We have a couple of events highlighted below:

For Family-Friendly Activities: St. Paul Winter Carnival Ice Carving Displays, St. Paul Winter Carnival Snow Park at the Fair

For Date Night: Pabst Winter Carnival Music Series (different bands every night), B-Lectric at Barbette

For Cat Lovers: St. Paul Winter Carnival Saintly City Cat Show
For Dog Lovers: Chuck & Don’s Skijoring Loppet
For Foodies: Surly Kraftskivan, A Winter Table

If you’re a Minnesotan reading this, raise a mitten, and I’ll see you there! If you’re reading this someplace far away and are intrigued by the idea of crazy, nice people running around in the snow, follow along on Instagram.
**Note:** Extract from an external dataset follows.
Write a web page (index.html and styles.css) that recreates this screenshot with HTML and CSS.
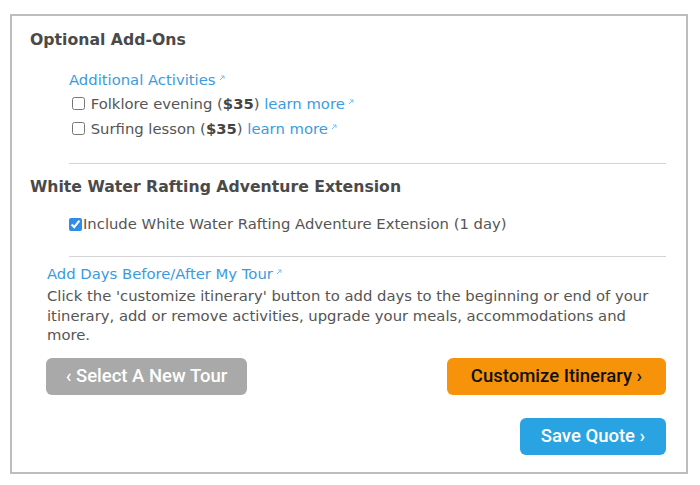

Joe and I will be showing August how we do winter!

  • That’s so cool!

    I’m from another ‘Twin Cities’ of sorts. I live on the Minnesota side of the Fargo/Moorhead area north of you guys. Folks in Fargo started doing something similar to this last year, they call it the Frostival! I love the idea of embracing a season that has its own magical qualities. I’m super pumped about doing the log sauna, I hear they will park it downtown for folks to use! Here is the link to check out, if you’d like: http://frostival.com/

    I agree with all that you have said of this awesome state, thank you for highlighting some of the things that make it so special. My husband and I are proud to be from Minnesota, and we don’t plan on leaving anytime soon.